Os “laços estreitos” entre a Alemanha e Israel, disse Tams, são “baseados em uma estrutura legal robusta que avalia os pedidos de licença de exportação caso a caso e que garante a conformidade com a lei nacional e as obrigações internacionais da Alemanha”.
Protesto interno de servidores
O relatório da Forensis parece apoiar estas alegações, pelo menos em parte, e mostra mais aprovação de licenças de exportação para “outros equipamentos militares” do que para “armas de guerra”, especialmente em 2023 – embora os números confidenciais e não divulgados sobre as “exportações reais” de armas de guerra não estejam contabilizados.
Para decidir se os processos contra a Alemanha têm mérito, os tribunais provavelmente terão que analisar esses números com muita precisão, para determinar se a diferenciação da Alemanha entre os tipos de apoio militar retrata com exatidão sua capacidade real de contribuir com supostos crimes de guerra. É improvável que haja decisões definitivas tão cedo, embora um julgamento inicial sobre a questão da CIJ possa ocorrer dentro de semanas.
Até lá, o governo alemão poderá ter que enfrentar uma revolta interna. Antes do processo na CIJ, centenas de funcionários públicos alemães supostamente enviaram uma carta anônima de protesto, de acordo com reportagens da mídia alemã de esquerda e da rede Al Jazeera em inglês.
“Israel está cometendo crimes em Gaza que estão em clara contradição com o direito internacional e, portanto, com a Lei Básica”, diz a declaração, referindo-se à Constituição da Alemanha. “Portanto, é nosso dever, como servidores federais, criticar essa política do governo federal e lembrá-la de que o governo federal deve aderir estritamente à Constituição e ao direito internacional”.
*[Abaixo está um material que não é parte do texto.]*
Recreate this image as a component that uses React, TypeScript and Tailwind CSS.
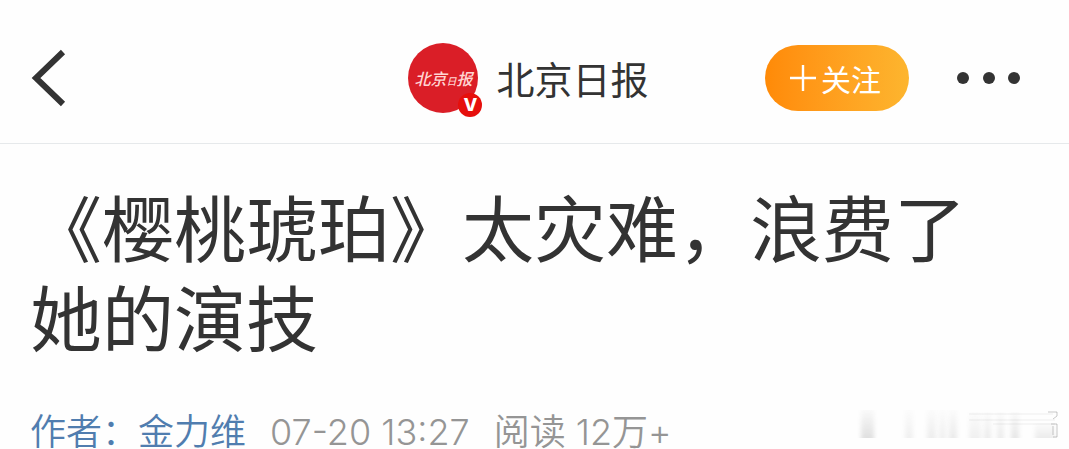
const article = {
  source: '北京日报',
  title: '《樱桃琥珀》太灾难，浪费了她的演技',
  author: '金力维',
  time: '07-20 13:27',
  reads: '阅读 12万+',
}

// Vertical streaks of the faded stamp in the corner
const streaks = [
  { x: 20, y: 2, w: 13, h: 28, opacity: 0.22 },
  { x: 64, y: 2, w: 8, h: 28, opacity: 0.1 },
  { x: 86, y: 2, w: 9, h: 28, opacity: 0.12 },
  { x: 98, y: 2, w: 7, h: 28, opacity: 0.1 },
  { x: 108, y: 2, w: 8, h: 28, opacity: 0.14 },
  { x: 128, y: 4, w: 12, h: 26, opacity: 0.1 },
  { x: 143, y: 4, w: 7, h: 26, opacity: 0.13 },
  { x: 156, y: 4, w: 7, h: 26, opacity: 0.13 },
  { x: 170, y: 4, w: 8, h: 26, opacity: 0.17 },
  { x: 194, y: 15, w: 20, h: 15, opacity: 0.13 },
]

function Avatar() {
  return (
    <div className="relative flex size-[70px] shrink-0 items-center justify-center rounded-full bg-[#da1e27]">
      <span className="text-[16px] leading-none font-medium whitespace-nowrap text-[#ffd5d3] italic">
        北京<span className="text-[10px]">日</span>报
      </span>
      <span className="absolute -right-1 -bottom-1 flex size-6 items-center justify-center rounded-full bg-[#e60f0c] font-['Inter'] text-[18px] leading-none font-extrabold text-white">
        V
      </span>
    </div>
  )
}

function Stamp() {
  return (
    <svg width="220" height="32" viewBox="0 8 220 32" className="overflow-visible" aria-hidden="true">
      <defs>
        <linearGradient id="fade" x1="0" y1="0" x2="0" y2="1">
          <stop offset="0" stopColor="#777" stopOpacity="0.15" />
          <stop offset="1" stopColor="#777" />
        </linearGradient>
        <filter id="soft" x="-50%" y="-10%" width="200%" height="120%">
          <feGaussianBlur stdDeviation="2 0.3" />
        </filter>
      </defs>
      {streaks.map(s => (
        <rect key={s.x} x={s.x} y={s.y} width={s.w} height={s.h} fill="url(#fade)" opacity={s.opacity} filter="url(#soft)" />
      ))}
      <path d="M128 6h84M128 12h86M152 16h62" stroke="#999" strokeWidth="1" opacity="0.15" fill="none" />
      <path d="M207 4h9v4l-4 3M210 16h6v13h-4M212 18v9" stroke="#777" strokeWidth="1" opacity="0.4" fill="none" />
    </svg>
  )
}

export default function App() {
  return (
    <div className="min-h-screen bg-[#fefefe] font-['Noto_Sans_CJK_SC',sans-serif] text-[#333]">
      {/* Top bar */}
      <header className="grid h-36 grid-cols-[1fr_auto_1fr] items-center border-b border-[#e6e9eb] pt-3 pr-12 pl-7">
        <button type="button" aria-label="返回" className="justify-self-start">
          <svg width="40" height="60" viewBox="0 0 40 60" fill="none" stroke="currentColor" strokeWidth="6">
            <path d="M35 4 8 30l27 26" />
          </svg>
        </button>

        <div className="ml-2 flex items-center gap-[18px]">
          <Avatar />
          <span className="text-[38px] leading-none">{article.source}</span>
        </div>

        <div className="flex items-center gap-12 justify-self-end">
          <button
            type="button"
            className="flex h-[66px] w-36 items-center justify-center gap-1 rounded-full bg-linear-to-r from-[#ff8a07] to-[#fdb52e] pr-1 text-[30px] leading-none text-white"
          >
            <svg width="28" height="28" viewBox="0 0 28 28" stroke="currentColor" strokeWidth="2.4" aria-hidden="true">
              <path d="M1 14h26M14 1v26" />
            </svg>
            关注
          </button>
          <button type="button" aria-label="更多">
            <svg width="64" height="14" viewBox="0 0 64 14" fill="currentColor">
              <circle cx="6" cy="7" r="6" />
              <circle cx="32" cy="7" r="6" />
              <circle cx="57" cy="7" r="6" />
            </svg>
          </button>
        </div>
      </header>

      {/* Article heading */}
      <main className="pt-9 pr-2 pl-[30px]">
        <h1 className="pr-12 text-[72px] leading-[90px]">{article.title}</h1>

        <div className="mt-14 flex items-center justify-between">
          <div className="flex items-center gap-6 font-['Inter','Noto_Sans_CJK_SC',sans-serif] text-[36px] leading-8 font-[350] whitespace-nowrap text-[#959595]">
            <a href="#author" className="text-[#507daf]">
              作者：{article.author}
            </a>
            <time>{article.time}</time>
            <span>{article.reads}</span>
          </div>
          <Stamp />
        </div>
      </main>
    </div>
  )
}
A DW não pôde verificar de forma independente a veracidade da carta. Um porta-voz do Ministério da Economia disse que “geralmente não comentamos cartas abertas”. Um porta-voz do Ministério do Exterior confirmou que foi recebida uma comunicação alegando ser de membros do serviço público alemão.
Não foram fornecidos mais detalhes, a não ser uma reiteração da rejeição do governo alemão às acusações de que seu apoio a Israel viola a lei nacional ou internacional.